The electric vehicle transition is hitting its pace, and battery suppliers definitely seem to be feeling it. Tesla supplier LG Energy Solution (LGES), for one, recently upped its revenue guidance by 14% after quarterly profit beat forecasts on strong demand from EV makers.
LG Energy Solution noted that the company’s battery order backlog had risen to 370 million won (about $260 billion) by the end of September. This was an impressive number, especially if one were to consider that it’s nearly 15 times the company’s projected 2022 revenue.
LGES shares appear to have reacted positively to the company’s update, jumping 3.3%. This compares favorably to the 1% rise in the benchmark index.
LG Energy Solution is one of Tesla’s key battery suppliers, and back in 2020, the South Korean company announced that it eventually intends to become Tesla’s primary battery partner. This was a notable challenge to other battery companies currently supplying Tesla, such as CATL and Panasonic, both of whom also consider the EV maker as a key client.
LGES does not just supply Tesla. The company also provides batteries for automakers such as Ford, General Motors, and Volkswagen. The company’s strong ties with automakers that are looking to push more electric vehicles also appear to be one of the reasons why LG Energy Solution raised its 2022 revenue outlook from 22 trillion won to 25 trillion won.

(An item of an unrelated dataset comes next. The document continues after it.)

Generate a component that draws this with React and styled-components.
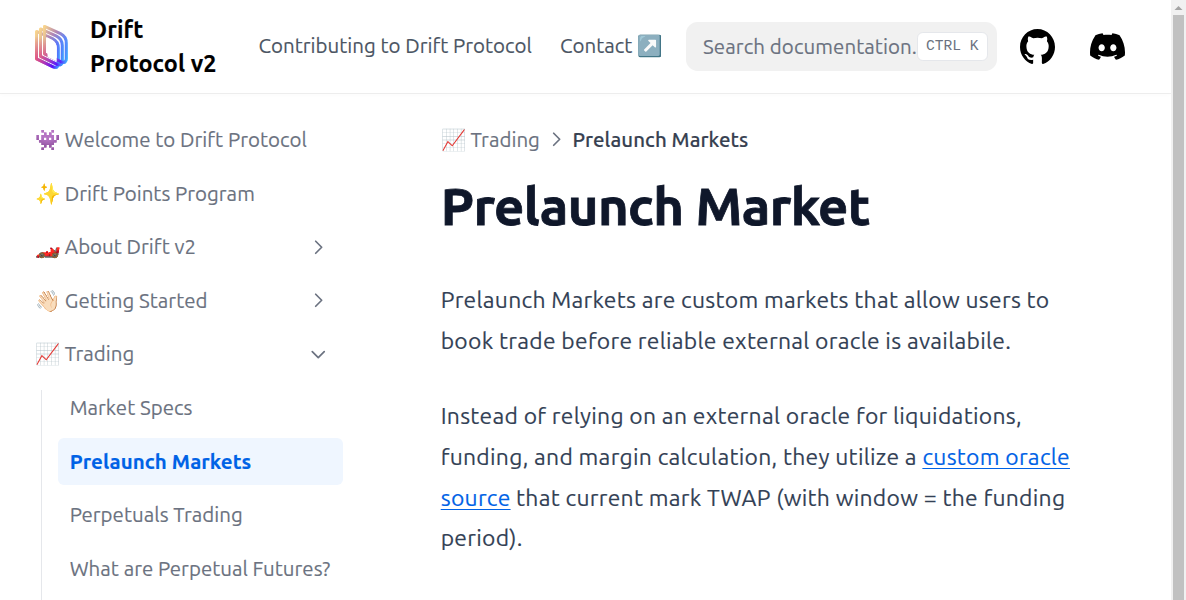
import React from 'react';
import styled, { createGlobalStyle } from 'styled-components';
import { SiDiscord } from 'react-icons/si';

const GlobalStyle = createGlobalStyle`
  html { font-size: 23.4px; }
  *, *::before, *::after { box-sizing: border-box; }
  body {
    margin: 0;
    background: #fff;
    font-family: Ubuntu, "Noto Sans", sans-serif;
    font-size: 1rem;
    line-height: 1.5;
    letter-spacing: 0.02px;
    -webkit-text-stroke: 0.15px;
    overflow: hidden;
  }
`;

const Window = styled.div`
  display: flex;
  height: 600px;
  overflow: hidden;
`;

const Page = styled.div`
  flex: 1;
  min-width: 0;
  display: flex;
  flex-direction: column;
`;

const Header = styled.header`
  flex: none;
  display: flex;
  align-items: center;
  height: 93px;
  padding: 0 1.5rem;
  box-shadow: 0 2px 4px rgba(0, 0, 0, 0.02), 0 1px 0 rgba(0, 0, 0, 0.06);
`;

const Brand = styled.a`
  display: flex;
  align-items: center;
  gap: 21px;
  margin-right: auto;
  color: #000;
`;

const BrandName = styled.span`
  width: 130px;
  padding-bottom: 2px;
  font-weight: 700;
  line-height: 34px;
  letter-spacing: 0.08px;
`;

const NavLink = styled.a`
  margin-right: ${(p) => p.$gap}px;
  padding-bottom: 2px;
  font-size: 0.875rem;
  line-height: 1.25rem;
  white-space: nowrap;
  color: #4b5563;
`;

const Search = styled.div`
  position: relative;
  display: flex;
  align-items: center;
  width: 311px;
  height: 49px;
  margin-right: 23.4px;
  padding: 0 0.75rem;
  border-radius: 0.5rem;
  background: #f1f1f1;
  color: #6b7280;
  font-size: 0.875rem;
  line-height: 1.25rem;
  letter-spacing: 0.08px;
  white-space: nowrap;
`;

const Shortcut = styled.kbd`
  position: absolute;
  top: 10px;
  right: 9px;
  height: 29px;
  padding: 0 8px;
  border: 1px solid #e5e7eb;
  border-radius: 0.25rem;
  background: #fff;
  color: #6b7280;
  font-family: "Liberation Mono", monospace;
  font-size: 14.6px;
  line-height: 27px;
  letter-spacing: 0;
  -webkit-text-stroke: 0;
  white-space: pre;
`;

const IconLink = styled.a`
  display: flex;
  margin-right: ${(p) => p.$gap || 0}px;
  color: #000;
`;

const Body = styled.div`
  flex: 1;
  min-height: 0;
  display: flex;
`;

const Sidebar = styled.nav`
  flex: none;
  width: 343px;
  padding: 23.2px 0 0 1rem;
`;

const Menu = styled.ul`
  display: flex;
  flex-direction: column;
  gap: 6.8px;
  margin: 0;
  padding: 0;
  list-style: none;
`;

const SubMenu = styled(Menu)`
  position: relative;
  margin-top: 6.8px;
  padding-left: 34.6px;

  &::before {
    content: "";
    position: absolute;
    left: 17.6px;
    top: 5.85px;
    bottom: -40px;
    width: 1px;
    background: #e5e7eb;
  }
`;

const MenuLink = styled.a`
  display: flex;
  align-items: center;
  justify-content: space-between;
  height: 46.8px;
  padding: 0 0.5rem;
  border-radius: 0.25rem;
  font-size: 0.875rem;
  line-height: 1.25rem;
  white-space: nowrap;
  color: ${(p) => (p.$active ? '#0062e6' : '#6b7280')};
  font-weight: ${(p) => (p.$active ? 700 : 400)};
  letter-spacing: ${(p) => (p.$active ? 0.08 : 0.02)}px;
  background: ${(p) => (p.$active ? '#eff6ff' : 'transparent')};
`;

const Article = styled.main`
  flex: 1;
  min-width: 0;
  padding: 32px 70px 0 97.7px;
  color: #334155;
`;

const Crumbs = styled.div`
  display: flex;
  align-items: center;
  gap: 6px;
  font-size: 0.875rem;
  line-height: 1.25rem;
  color: #6b7280;
`;

const CurrentCrumb = styled.span`
  font-weight: 500;
  letter-spacing: 0.06px;
  color: #374151;
`;

const Title = styled.h1`
  margin: 23px 0 0;
  font-size: 2.25rem;
  line-height: 2.5rem;
  font-weight: 700;
  letter-spacing: -0.6px;
  -webkit-text-stroke: 0.8px;
  color: #0f172a;
`;

const Paragraph = styled.p`
  margin: ${(p) => p.$top}px 0 0;
  font-size: 22.9px;
  line-height: 40.6px;
  letter-spacing: 0.27px;
`;

const TextLink = styled.a`
  color: #0062e6;
  text-decoration: underline;
  text-decoration-thickness: from-font;
  text-underline-position: from-font;
`;

const Scrollbar = styled.div`
  flex: none;
  display: flex;
  flex-direction: column;
  align-items: center;
  width: 15px;
  background: #f1f1f1;
`;

const ScrollArrow = styled.svg`
  flex: none;
  width: 15px;
  height: 15px;
`;

const Thumb = styled.div`
  flex: 1;
  width: 11px;
  background: #c1c1c1;
`;

const LogoMark = styled.svg`
  flex: none;
  width: 34px;
  height: 45px;
  margin-top: 2px;
`;

const ring =
  'M1.5 6.4 L17.5 13.6 Q23.3 16.6 23.3 23 V38.5 Q23.3 43.6 18.2 41.8 L1.5 33.8 Z';

const Logo = () => (
  <LogoMark viewBox="0 0 34 45" fill="none">
    <defs>
      <linearGradient id="across" gradientUnits="userSpaceOnUse" x1="0" y1="10" x2="33" y2="20">
        <stop offset="0" stopColor="#f9d58c" />
        <stop offset="0.4" stopColor="#b184b4" />
        <stop offset="0.7" stopColor="#5c86fa" />
        <stop offset="1" stopColor="#3cd2ff" />
      </linearGradient>
      <linearGradient id="base" gradientUnits="userSpaceOnUse" x1="0" y1="36" x2="24" y2="40">
        <stop offset="0" stopColor="#e8487a" />
        <stop offset="0.4" stopColor="#b030b8" />
        <stop offset="0.75" stopColor="#5a10fb" />
        <stop offset="0.9" stopColor="#4a6cff" />
        <stop offset="1" stopColor="#40a8ff" />
      </linearGradient>
      <linearGradient id="fade" gradientUnits="userSpaceOnUse" x1="18" y1="14" x2="14" y2="40">
        <stop offset="0" stopColor="#000" />
        <stop offset="1" stopColor="#fff" />
      </linearGradient>
      <mask id="lower" maskUnits="userSpaceOnUse" x="0" y="0" width="34" height="45">
        <rect width="34" height="45" fill="url(#fade)" />
      </mask>
      <g id="rings" strokeWidth="3" strokeLinejoin="round">
        <path d={ring} />
        <path d={ring} transform="translate(4 -2.5)" />
        <path d={ring} transform="translate(8 -5)" />
      </g>
      {/* the rear rings show only outside the window of the front one */}
      <clipPath id="window">
        <path clipRule="evenodd" d="M0 0H34V45H0Z M11.5 12 L17 14.8 Q21.8 17.5 21.8 23 V36.5 L12.5 32 Z" />
      </clipPath>
    </defs>
    <g clipPath="url(#window)">
      <use href="#rings" stroke="url(#across)" />
      <g mask="url(#lower)">
        <use href="#rings" stroke="url(#base)" />
      </g>
    </g>
  </LogoMark>
);

const GitHub = () => (
  <svg width="35" height="35" viewBox="3 3 18 18" fill="currentColor">
    <path d="M12 3C7.0275 3 3 7.12937 3 12.2276C3 16.3109 5.57625 19.7597 9.15374 20.9824C9.60374 21.0631 9.77249 20.7863 9.77249 20.5441C9.77249 20.3249 9.76125 19.5982 9.76125 18.8254C7.5 19.2522 6.915 18.2602 6.735 17.7412C6.63375 17.4759 6.19499 16.6569 5.8125 16.4378C5.4975 16.2647 5.0475 15.838 5.80124 15.8264C6.51 15.8149 7.01625 16.4954 7.18499 16.7723C7.99499 18.1679 9.28875 17.7758 9.80625 17.5335C9.885 16.9337 10.1212 16.53 10.38 16.2993C8.3775 16.0687 6.285 15.2728 6.285 11.7432C6.285 10.7397 6.63375 9.9092 7.20749 9.26326C7.1175 9.03257 6.8025 8.08674 7.2975 6.81794C7.2975 6.81794 8.05125 6.57571 9.77249 7.76377C10.4925 7.55615 11.2575 7.45234 12.0225 7.45234C12.7875 7.45234 13.5525 7.55615 14.2725 7.76377C15.9937 6.56418 16.7475 6.81794 16.7475 6.81794C17.2424 8.08674 16.9275 9.03257 16.8375 9.26326C17.4113 9.9092 17.76 10.7281 17.76 11.7432C17.76 15.2843 15.6563 16.0687 13.6537 16.2993C13.98 16.5877 14.2613 17.1414 14.2613 18.0065C14.2613 19.2407 14.25 20.2326 14.25 20.5441C14.25 20.7863 14.4188 21.0746 14.8688 20.9824C16.6554 20.364 18.2079 19.1866 19.3078 17.6162C20.4077 16.0457 20.9995 14.1611 21 12.2276C21 7.12937 16.9725 3 12 3Z" />
  </svg>
);

const Chevron = styled(({ open, ...rest }) => (
  <svg viewBox="0 0 24 24" fill="none" stroke="currentColor" strokeLinecap="round" strokeLinejoin="round" {...rest}>
    <path d={open ? 'M19 9l-7 7-7-7' : 'M9 5l7 7-7 7'} />
  </svg>
))`
  flex: none;
  width: 20.5px;
  height: 20.5px;
  margin-right: ${(p) => p.$inset || 0}px;
  stroke-width: 2;
`;

const topItems = [
  { label: '👾 Welcome to Drift Protocol' },
  { label: '✨ Drift Points Program' },
  { label: '🏎️ About Drift v2', folder: true },
  { label: '👋🏻 Getting Started', folder: true },
];

const tradingItems = [
  'Market Specs',
  'Prelaunch Markets',
  'Perpetuals Trading',
  'What are Perpetual Futures?',
];

export default function App() {
  return (
    <>
      <GlobalStyle />
      <Window>
        <Page>
          <Header>
            <Brand>
              <Logo />
              <BrandName>Drift Protocol v2</BrandName>
            </Brand>
            <NavLink $gap={28}>Contributing to Drift Protocol</NavLink>
            <NavLink $gap={23.4}>Contact ↗️</NavLink>
            <Search>
              Search documentation.
              <Shortcut>CTRL K</Shortcut>
            </Search>
            <IconLink $gap={35}>
              <GitHub />
            </IconLink>
            <IconLink $gap={11}>
              <SiDiscord size={35} />
            </IconLink>
          </Header>
          <Body>
            <Sidebar>
              <Menu>
                {topItems.map((item) => (
                  <li key={item.label}>
                    <MenuLink>
                      {item.label}
                      {item.folder && <Chevron $inset={3} />}
                    </MenuLink>
                  </li>
                ))}
                <li>
                  <MenuLink>
                    📈 Trading
                    <Chevron open $inset={3} />
                  </MenuLink>
                  <SubMenu>
                    {tradingItems.map((label) => (
                      <li key={label}>
                        <MenuLink $active={label === 'Prelaunch Markets'}>{label}</MenuLink>
                      </li>
                    ))}
                  </SubMenu>
                </li>
              </Menu>
            </Sidebar>
            <Article>
              <Crumbs>
                <span>📈 Trading</span>
                <Chevron />
                <CurrentCrumb>Prelaunch Markets</CurrentCrumb>
              </Crumbs>
              <Title>Prelaunch Market</Title>
              <Paragraph $top={44.4}>
                Prelaunch Markets are custom markets that allow users to book trade before reliable
                external oracle is availabile.
              </Paragraph>
              <Paragraph $top={35.1}>
                Instead of relying on an external oracle for liquidations, funding, and margin
                calculation, they utilize a <TextLink>custom oracle source</TextLink> that current
                mark TWAP (with window = the funding period).
              </Paragraph>
            </Article>
          </Body>
        </Page>
        <Scrollbar>
          <ScrollArrow viewBox="0 0 15 15">
            <path d="M3.5 10h8L7.5 6z" fill="#a3a3a3" />
          </ScrollArrow>
          <Thumb />
        </Scrollbar>
      </Window>
    </>
  );
}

LG Energy Solution also noted that 70% of its order backlog was from North America, and demand from prolific client Tesla is expected to stay solid this fourth quarter, according to a Reuters report. LGES Chief Financial Officer Lee Chang-sil highlighted the company’s growing EV battery business in a statement.
“We have increased the shipment of EV batteries thanks to improved demand in Europe and North America,” Lee said.